▸ **DATA LINES**
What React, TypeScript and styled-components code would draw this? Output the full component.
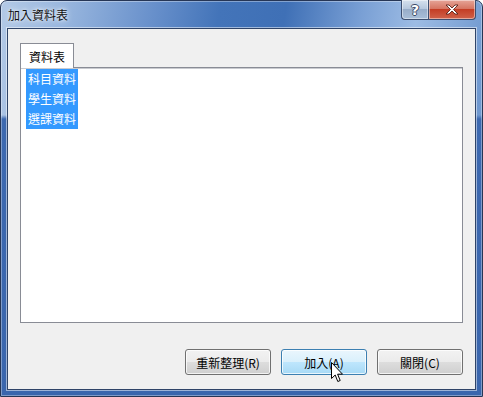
import { FC } from 'react';
import styled, { createGlobalStyle, css } from 'styled-components';

const GlobalStyle = createGlobalStyle`
  html, body {
    margin: 0;
    padding: 0;
    background: #ffffff;
  }
  body {
    width: 483px;
    height: 397px;
    overflow: hidden;
    font-family: 'Noto Sans CJK TC', 'Liberation Sans', sans-serif;
  }
`;

const Window = styled.div`
  box-sizing: border-box;
  width: 483px;
  height: 397px;
  display: flex;
  flex-direction: column;
  padding: 0 6px 6px;
  border: 1px solid #263656;
  border-radius: 7px 7px 0 0;
  background-image:
    linear-gradient(180deg, rgba(59, 102, 171, 0) 0, rgba(59, 102, 171, 0) 114px, #3d69b0 118px, #3a66ad 100%),
    linear-gradient(
      100deg,
      #b3c9e6 0%,
      #98b6de 12%,
      #6890cb 28%,
      #4374b9 40%,
      #3f70b6 52%,
      #7aa0d5 66%,
      #9dbce4 76%,
      #6f98cf 90%,
      #8aaede 100%
    );
  box-shadow: inset 0 0 0 1px rgba(255, 255, 255, 0.35);
`;

const TitleBar = styled.div`
  height: 27px;
  display: flex;
  align-items: center;
  justify-content: space-between;
`;

const Title = styled.span`
  padding-left: 1px;
  font-size: 12px;
  color: #111;
  text-shadow: 0 0 6px rgba(255, 255, 255, 0.9), 0 0 3px rgba(255, 255, 255, 0.8);
`;

const CaptionButtons = styled.div`
  align-self: flex-start;
  display: flex;
  margin-top: -1px;
  margin-right: 0;
`;

const CaptionButton = styled.div<{ $kind: 'help' | 'close' }>`
  box-sizing: border-box;
  height: 20px;
  display: flex;
  align-items: center;
  justify-content: center;
  border: 1px solid #3d4f70;
  border-top: none;
  box-shadow: inset 0 0 0 1px rgba(255, 255, 255, 0.45);
  ${({ $kind }) =>
    $kind === 'help'
      ? css`
          width: 27px;
          border-radius: 0 0 0 4px;
          border-right: none;
          background: linear-gradient(180deg, #d6e1ee 0%, #b7c8de 45%, #98adc9 50%, #a9bfd9 100%);
        `
      : css`
          width: 48px;
          border-radius: 0 0 4px 0;
          background: linear-gradient(180deg, #e6a598 0%, #d67663 45%, #c43e25 50%, #d0624a 100%);
        `}
`;

const HelpGlyph = styled.span`
  font-family: 'DejaVu Sans', sans-serif;
  font-weight: bold;
  font-size: 14px;
  line-height: 1;
  color: #fff;
  text-shadow: -1px 0 #3b4a66, 1px 0 #3b4a66, 0 -1px #3b4a66, 0 1px #3b4a66;
`;

const Client = styled.div`
  flex: 1;
  display: flex;
  flex-direction: column;
  padding: 14px 12px 14px 12px;
  border: 1px solid #2f4468;
  background: #f0f0f0;
  box-shadow: 0 0 0 1px rgba(255, 255, 255, 0.5);
`;

const TabStrip = styled.div`
  display: flex;
  height: 24px;
`;

const Tab = styled.div`
  box-sizing: border-box;
  position: relative;
  z-index: 1;
  height: 25px;
  padding: 0 8px;
  display: flex;
  align-items: center;
  border: 1px solid #898c95;
  border-bottom: none;
  background: #ffffff;
  font-size: 12px;
  color: #000;
`;

const Panel = styled.div`
  flex: 1;
  border: 1px solid #898c95;
  background: #ffffff;
  box-shadow: inset 0 1px 0 #c9cbd0;
  padding: 1px 5px;
`;

const ListItem = styled.div<{ $selected?: boolean }>`
  width: fit-content;
  height: 20px;
  line-height: 20px;
  padding: 0 2px;
  font-size: 12px;
  color: ${({ $selected }) => ($selected ? '#ffffff' : '#000000')};
  background: ${({ $selected }) => ($selected ? '#3399ff' : 'transparent')};
`;

const ButtonRow = styled.div`
  display: flex;
  justify-content: flex-end;
  gap: 10px;
  margin-top: 26px;
`;

const Button = styled.div<{ $hover?: boolean }>`
  box-sizing: border-box;
  position: relative;
  width: 86px;
  height: 26px;
  display: flex;
  align-items: center;
  justify-content: center;
  border-radius: 3px;
  font-size: 12px;
  color: #000;
  ${({ $hover }) =>
    $hover
      ? css`
          border: 1px solid #3c7fb1;
          background: linear-gradient(180deg, #eaf6fd 0%, #d9f0fc 50%, #bee6fd 51%, #a7d9f5 100%);
        `
      : css`
          border: 1px solid #707070;
          background: linear-gradient(180deg, #f2f2f2 0%, #ebebeb 50%, #dddddd 51%, #cfcfcf 100%);
        `}
  box-shadow: inset 0 0 0 1px rgba(255, 255, 255, 0.75);
`;

const Cursor = styled.svg`
  position: absolute;
  left: 49px;
  top: 12px;
`;

const tables = ['科目資料', '學生資料', '選課資料'];

const App: FC = () => {
  return (
    <>
      <GlobalStyle />
      <Window>
        <TitleBar>
          <Title>加入資料表</Title>
          <CaptionButtons>
            <CaptionButton $kind="help">
              <HelpGlyph>?</HelpGlyph>
            </CaptionButton>
            <CaptionButton $kind="close">
              <svg width="14" height="11" viewBox="0 0 14 11">
                <path
                  d="M1 1 L4 1 L7 4 L10 1 L13 1 L8.5 5.5 L13 10 L10 10 L7 7 L4 10 L1 10 L5.5 5.5 Z"
                  fill="#ffffff"
                  stroke="#5a2318"
                  strokeWidth="0.9"
                  strokeLinejoin="round"
                />
              </svg>
            </CaptionButton>
          </CaptionButtons>
        </TitleBar>
        <Client>
          <TabStrip>
            <Tab>資料表</Tab>
          </TabStrip>
          <Panel>
            {tables.map((t) => (
              <ListItem key={t} $selected>
                {t}
              </ListItem>
            ))}
          </Panel>
          <ButtonRow>
            <Button>重新整理(R)</Button>
            <Button $hover>
              加入(A)
              <Cursor width="13" height="21" viewBox="0 0 13 21">
                <path
                  d="M0.5 0.5 L0.5 16.5 L4.2 13 L6.8 19.5 L9.2 18.5 L6.6 12.2 L11.5 12.2 Z"
                  fill="#ffffff"
                  stroke="#000000"
                  strokeWidth="1"
                  strokeLinejoin="miter"
                />
              </Cursor>
            </Button>
            <Button>關閉(C)</Button>
          </ButtonRow>
        </Client>
      </Window>
    </>
  );
};

export default App;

▸ **WHAT IS EXPECTED**
The pictures should not be reproduced; quote all of the other material exactly.

▸ **OUTPUT FOR THIS EXERCISE**
What React, TypeScript and styled-components code would draw this? Output the full component.
import { FC } from 'react';
import styled, { createGlobalStyle, css } from 'styled-components';

const GlobalStyle = createGlobalStyle`
  html, body {
    margin: 0;
    padding: 0;
    background: #ffffff;
  }
  body {
    width: 483px;
    height: 397px;
    overflow: hidden;
    font-family: 'Noto Sans CJK TC', 'Liberation Sans', sans-serif;
  }
`;

const Window = styled.div`
  box-sizing: border-box;
  width: 483px;
  height: 397px;
  display: flex;
  flex-direction: column;
  padding: 0 6px 6px;
  border: 1px solid #263656;
  border-radius: 7px 7px 0 0;
  background-image:
    linear-gradient(180deg, rgba(59, 102, 171, 0) 0, rgba(59, 102, 171, 0) 114px, #3d69b0 118px, #3a66ad 100%),
    linear-gradient(
      100deg,
      #b3c9e6 0%,
      #98b6de 12%,
      #6890cb 28%,
      #4374b9 40%,
      #3f70b6 52%,
      #7aa0d5 66%,
      #9dbce4 76%,
      #6f98cf 90%,
      #8aaede 100%
    );
  box-shadow: inset 0 0 0 1px rgba(255, 255, 255, 0.35);
`;

const TitleBar = styled.div`
  height: 27px;
  display: flex;
  align-items: center;
  justify-content: space-between;
`;

const Title = styled.span`
  padding-left: 1px;
  font-size: 12px;
  color: #111;
  text-shadow: 0 0 6px rgba(255, 255, 255, 0.9), 0 0 3px rgba(255, 255, 255, 0.8);
`;

const CaptionButtons = styled.div`
  align-self: flex-start;
  display: flex;
  margin-top: -1px;
  margin-right: 0;
`;

const CaptionButton = styled.div<{ $kind: 'help' | 'close' }>`
  box-sizing: border-box;
  height: 20px;
  display: flex;
  align-items: center;
  justify-content: center;
  border: 1px solid #3d4f70;
  border-top: none;
  box-shadow: inset 0 0 0 1px rgba(255, 255, 255, 0.45);
  ${({ $kind }) =>
    $kind === 'help'
      ? css`
          width: 27px;
          border-radius: 0 0 0 4px;
          border-right: none;
          background: linear-gradient(180deg, #d6e1ee 0%, #b7c8de 45%, #98adc9 50%, #a9bfd9 100%);
        `
      : css`
          width: 48px;
          border-radius: 0 0 4px 0;
          background: linear-gradient(180deg, #e6a598 0%, #d67663 45%, #c43e25 50%, #d0624a 100%);
        `}
`;

const HelpGlyph = styled.span`
  font-family: 'DejaVu Sans', sans-serif;
  font-weight: bold;
  font-size: 14px;
  line-height: 1;
  color: #fff;
  text-shadow: -1px 0 #3b4a66, 1px 0 #3b4a66, 0 -1px #3b4a66, 0 1px #3b4a66;
`;

const Client = styled.div`
  flex: 1;
  display: flex;
  flex-direction: column;
  padding: 14px 12px 14px 12px;
  border: 1px solid #2f4468;
  background: #f0f0f0;
  box-shadow: 0 0 0 1px rgba(255, 255, 255, 0.5);
`;

const TabStrip = styled.div`
  display: flex;
  height: 24px;
`;

const Tab = styled.div`
  box-sizing: border-box;
  position: relative;
  z-index: 1;
  height: 25px;
  padding: 0 8px;
  display: flex;
  align-items: center;
  border: 1px solid #898c95;
  border-bottom: none;
  background: #ffffff;
  font-size: 12px;
  color: #000;
`;

const Panel = styled.div`
  flex: 1;
  border: 1px solid #898c95;
  background: #ffffff;
  box-shadow: inset 0 1px 0 #c9cbd0;
  padding: 1px 5px;
`;

const ListItem = styled.div<{ $selected?: boolean }>`
  width: fit-content;
  height: 20px;
  line-height: 20px;
  padding: 0 2px;
  font-size: 12px;
  color: ${({ $selected }) => ($selected ? '#ffffff' : '#000000')};
  background: ${({ $selected }) => ($selected ? '#3399ff' : 'transparent')};
`;

const ButtonRow = styled.div`
  display: flex;
  justify-content: flex-end;
  gap: 10px;
  margin-top: 26px;
`;

const Button = styled.div<{ $hover?: boolean }>`
  box-sizing: border-box;
  position: relative;
  width: 86px;
  height: 26px;
  display: flex;
  align-items: center;
  justify-content: center;
  border-radius: 3px;
  font-size: 12px;
  color: #000;
  ${({ $hover }) =>
    $hover
      ? css`
          border: 1px solid #3c7fb1;
          background: linear-gradient(180deg, #eaf6fd 0%, #d9f0fc 50%, #bee6fd 51%, #a7d9f5 100%);
        `
      : css`
          border: 1px solid #707070;
          background: linear-gradient(180deg, #f2f2f2 0%, #ebebeb 50%, #dddddd 51%, #cfcfcf 100%);
        `}
  box-shadow: inset 0 0 0 1px rgba(255, 255, 255, 0.75);
`;

const Cursor = styled.svg`
  position: absolute;
  left: 49px;
  top: 12px;
`;

const tables = ['科目資料', '學生資料', '選課資料'];

const App: FC = () => {
  return (
    <>
      <GlobalStyle />
      <Window>
        <TitleBar>
          <Title>加入資料表</Title>
          <CaptionButtons>
            <CaptionButton $kind="help">
              <HelpGlyph>?</HelpGlyph>
            </CaptionButton>
            <CaptionButton $kind="close">
              <svg width="14" height="11" viewBox="0 0 14 11">
                <path
                  d="M1 1 L4 1 L7 4 L10 1 L13 1 L8.5 5.5 L13 10 L10 10 L7 7 L4 10 L1 10 L5.5 5.5 Z"
                  fill="#ffffff"
                  stroke="#5a2318"
                  strokeWidth="0.9"
                  strokeLinejoin="round"
                />
              </svg>
            </CaptionButton>
          </CaptionButtons>
        </TitleBar>
        <Client>
          <TabStrip>
            <Tab>資料表</Tab>
          </TabStrip>
          <Panel>
            {tables.map((t) => (
              <ListItem key={t} $selected>
                {t}
              </ListItem>
            ))}
          </Panel>
          <ButtonRow>
            <Button>重新整理(R)</Button>
            <Button $hover>
              加入(A)
              <Cursor width="13" height="21" viewBox="0 0 13 21">
                <path
                  d="M0.5 0.5 L0.5 16.5 L4.2 13 L6.8 19.5 L9.2 18.5 L6.6 12.2 L11.5 12.2 Z"
                  fill="#ffffff"
                  stroke="#000000"
                  strokeWidth="1"
                  strokeLinejoin="miter"
                />
              </Cursor>
            </Button>
            <Button>關閉(C)</Button>
          </ButtonRow>
        </Client>
      </Window>
    </>
  );
};

export default App;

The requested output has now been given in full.